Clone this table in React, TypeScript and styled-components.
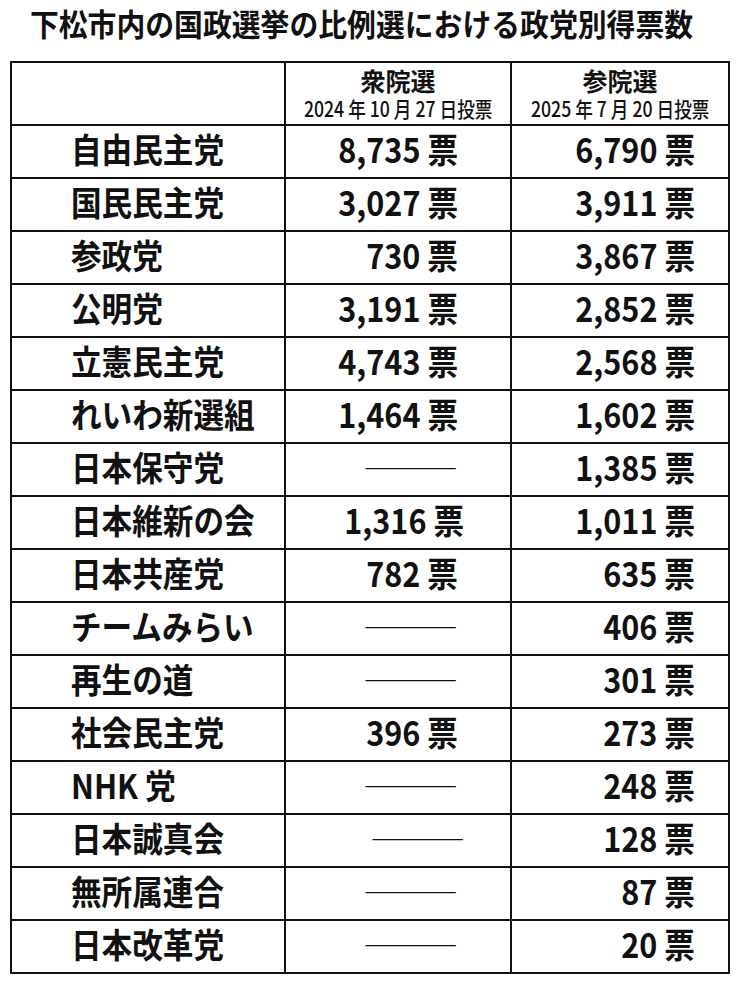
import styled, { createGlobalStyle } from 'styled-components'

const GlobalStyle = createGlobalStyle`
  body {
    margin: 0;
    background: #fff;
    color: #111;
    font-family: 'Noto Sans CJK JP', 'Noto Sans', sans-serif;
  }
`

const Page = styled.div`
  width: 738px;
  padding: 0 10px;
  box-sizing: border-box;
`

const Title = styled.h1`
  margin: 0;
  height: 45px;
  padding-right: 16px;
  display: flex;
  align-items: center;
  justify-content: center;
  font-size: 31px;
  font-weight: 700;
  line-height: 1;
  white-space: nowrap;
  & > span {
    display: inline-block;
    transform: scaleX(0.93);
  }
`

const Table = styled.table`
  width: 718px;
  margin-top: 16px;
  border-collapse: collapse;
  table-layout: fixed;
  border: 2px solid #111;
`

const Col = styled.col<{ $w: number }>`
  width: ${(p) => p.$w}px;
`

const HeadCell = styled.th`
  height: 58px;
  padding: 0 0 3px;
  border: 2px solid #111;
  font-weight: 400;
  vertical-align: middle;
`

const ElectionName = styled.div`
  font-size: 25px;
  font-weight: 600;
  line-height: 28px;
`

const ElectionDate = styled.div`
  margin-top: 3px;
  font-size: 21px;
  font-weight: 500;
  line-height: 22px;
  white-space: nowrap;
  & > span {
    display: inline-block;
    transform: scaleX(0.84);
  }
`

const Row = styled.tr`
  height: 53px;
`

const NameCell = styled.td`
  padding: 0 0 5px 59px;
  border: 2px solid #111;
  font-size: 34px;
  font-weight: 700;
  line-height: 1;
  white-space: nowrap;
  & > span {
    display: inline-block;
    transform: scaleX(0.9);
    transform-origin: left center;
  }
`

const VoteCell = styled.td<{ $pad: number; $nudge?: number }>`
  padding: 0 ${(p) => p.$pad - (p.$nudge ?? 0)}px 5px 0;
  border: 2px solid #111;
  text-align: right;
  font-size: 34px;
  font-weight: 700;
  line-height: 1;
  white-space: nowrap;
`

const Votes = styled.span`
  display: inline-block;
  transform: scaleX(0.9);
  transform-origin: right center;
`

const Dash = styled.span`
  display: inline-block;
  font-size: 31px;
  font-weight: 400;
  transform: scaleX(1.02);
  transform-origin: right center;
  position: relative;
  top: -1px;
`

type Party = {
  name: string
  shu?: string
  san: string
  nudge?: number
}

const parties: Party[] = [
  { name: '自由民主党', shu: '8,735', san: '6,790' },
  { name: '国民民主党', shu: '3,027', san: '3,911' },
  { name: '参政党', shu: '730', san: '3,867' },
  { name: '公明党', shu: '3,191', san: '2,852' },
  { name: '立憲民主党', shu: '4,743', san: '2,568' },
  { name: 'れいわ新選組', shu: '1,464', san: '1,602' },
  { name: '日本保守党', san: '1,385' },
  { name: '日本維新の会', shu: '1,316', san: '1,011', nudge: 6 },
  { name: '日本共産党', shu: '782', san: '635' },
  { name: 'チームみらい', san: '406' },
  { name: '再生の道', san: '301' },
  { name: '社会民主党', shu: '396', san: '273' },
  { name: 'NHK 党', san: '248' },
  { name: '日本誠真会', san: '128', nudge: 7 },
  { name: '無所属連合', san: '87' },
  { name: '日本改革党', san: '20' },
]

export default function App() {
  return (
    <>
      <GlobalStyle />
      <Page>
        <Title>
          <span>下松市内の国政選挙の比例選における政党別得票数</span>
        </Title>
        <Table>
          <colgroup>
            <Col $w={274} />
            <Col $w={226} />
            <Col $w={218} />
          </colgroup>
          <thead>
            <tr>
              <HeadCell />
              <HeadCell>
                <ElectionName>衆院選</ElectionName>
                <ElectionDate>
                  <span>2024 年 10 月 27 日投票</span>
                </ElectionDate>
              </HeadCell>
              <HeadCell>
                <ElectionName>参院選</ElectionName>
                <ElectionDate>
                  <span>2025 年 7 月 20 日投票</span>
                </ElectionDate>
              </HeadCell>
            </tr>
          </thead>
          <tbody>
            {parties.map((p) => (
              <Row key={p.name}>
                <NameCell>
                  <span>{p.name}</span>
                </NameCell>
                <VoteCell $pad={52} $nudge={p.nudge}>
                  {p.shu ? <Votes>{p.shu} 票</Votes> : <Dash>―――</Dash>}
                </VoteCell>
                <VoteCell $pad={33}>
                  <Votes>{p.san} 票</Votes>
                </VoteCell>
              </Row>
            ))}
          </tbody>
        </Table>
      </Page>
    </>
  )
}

DIRECTIONS FOR THIS TASK - Without the pictures, transcribe the listing above exactly.

RESPONSE -
Clone this table in React, TypeScript and styled-components.
import styled, { createGlobalStyle } from 'styled-components'

const GlobalStyle = createGlobalStyle`
  body {
    margin: 0;
    background: #fff;
    color: #111;
    font-family: 'Noto Sans CJK JP', 'Noto Sans', sans-serif;
  }
`

const Page = styled.div`
  width: 738px;
  padding: 0 10px;
  box-sizing: border-box;
`

const Title = styled.h1`
  margin: 0;
  height: 45px;
  padding-right: 16px;
  display: flex;
  align-items: center;
  justify-content: center;
  font-size: 31px;
  font-weight: 700;
  line-height: 1;
  white-space: nowrap;
  & > span {
    display: inline-block;
    transform: scaleX(0.93);
  }
`

const Table = styled.table`
  width: 718px;
  margin-top: 16px;
  border-collapse: collapse;
  table-layout: fixed;
  border: 2px solid #111;
`

const Col = styled.col<{ $w: number }>`
  width: ${(p) => p.$w}px;
`

const HeadCell = styled.th`
  height: 58px;
  padding: 0 0 3px;
  border: 2px solid #111;
  font-weight: 400;
  vertical-align: middle;
`

const ElectionName = styled.div`
  font-size: 25px;
  font-weight: 600;
  line-height: 28px;
`

const ElectionDate = styled.div`
  margin-top: 3px;
  font-size: 21px;
  font-weight: 500;
  line-height: 22px;
  white-space: nowrap;
  & > span {
    display: inline-block;
    transform: scaleX(0.84);
  }
`

const Row = styled.tr`
  height: 53px;
`

const NameCell = styled.td`
  padding: 0 0 5px 59px;
  border: 2px solid #111;
  font-size: 34px;
  font-weight: 700;
  line-height: 1;
  white-space: nowrap;
  & > span {
    display: inline-block;
    transform: scaleX(0.9);
    transform-origin: left center;
  }
`

const VoteCell = styled.td<{ $pad: number; $nudge?: number }>`
  padding: 0 ${(p) => p.$pad - (p.$nudge ?? 0)}px 5px 0;
  border: 2px solid #111;
  text-align: right;
  font-size: 34px;
  font-weight: 700;
  line-height: 1;
  white-space: nowrap;
`

const Votes = styled.span`
  display: inline-block;
  transform: scaleX(0.9);
  transform-origin: right center;
`

const Dash = styled.span`
  display: inline-block;
  font-size: 31px;
  font-weight: 400;
  transform: scaleX(1.02);
  transform-origin: right center;
  position: relative;
  top: -1px;
`

type Party = {
  name: string
  shu?: string
  san: string
  nudge?: number
}

const parties: Party[] = [
  { name: '自由民主党', shu: '8,735', san: '6,790' },
  { name: '国民民主党', shu: '3,027', san: '3,911' },
  { name: '参政党', shu: '730', san: '3,867' },
  { name: '公明党', shu: '3,191', san: '2,852' },
  { name: '立憲民主党', shu: '4,743', san: '2,568' },
  { name: 'れいわ新選組', shu: '1,464', san: '1,602' },
  { name: '日本保守党', san: '1,385' },
  { name: '日本維新の会', shu: '1,316', san: '1,011', nudge: 6 },
  { name: '日本共産党', shu: '782', san: '635' },
  { name: 'チームみらい', san: '406' },
  { name: '再生の道', san: '301' },
  { name: '社会民主党', shu: '396', san: '273' },
  { name: 'NHK 党', san: '248' },
  { name: '日本誠真会', san: '128', nudge: 7 },
  { name: '無所属連合', san: '87' },
  { name: '日本改革党', san: '20' },
]

export default function App() {
  return (
    <>
      <GlobalStyle />
      <Page>
        <Title>
          <span>下松市内の国政選挙の比例選における政党別得票数</span>
        </Title>
        <Table>
          <colgroup>
            <Col $w={274} />
            <Col $w={226} />
            <Col $w={218} />
          </colgroup>
          <thead>
            <tr>
              <HeadCell />
              <HeadCell>
                <ElectionName>衆院選</ElectionName>
                <ElectionDate>
                  <span>2024 年 10 月 27 日投票</span>
                </ElectionDate>
              </HeadCell>
              <HeadCell>
                <ElectionName>参院選</ElectionName>
                <ElectionDate>
                  <span>2025 年 7 月 20 日投票</span>
                </ElectionDate>
              </HeadCell>
            </tr>
          </thead>
          <tbody>
            {parties.map((p) => (
              <Row key={p.name}>
                <NameCell>
                  <span>{p.name}</span>
                </NameCell>
                <VoteCell $pad={52} $nudge={p.nudge}>
                  {p.shu ? <Votes>{p.shu} 票</Votes> : <Dash>―――</Dash>}
                </VoteCell>
                <VoteCell $pad={33}>
                  <Votes>{p.san} 票</Votes>
                </VoteCell>
              </Row>
            ))}
          </tbody>
        </Table>
      </Page>
    </>
  )
}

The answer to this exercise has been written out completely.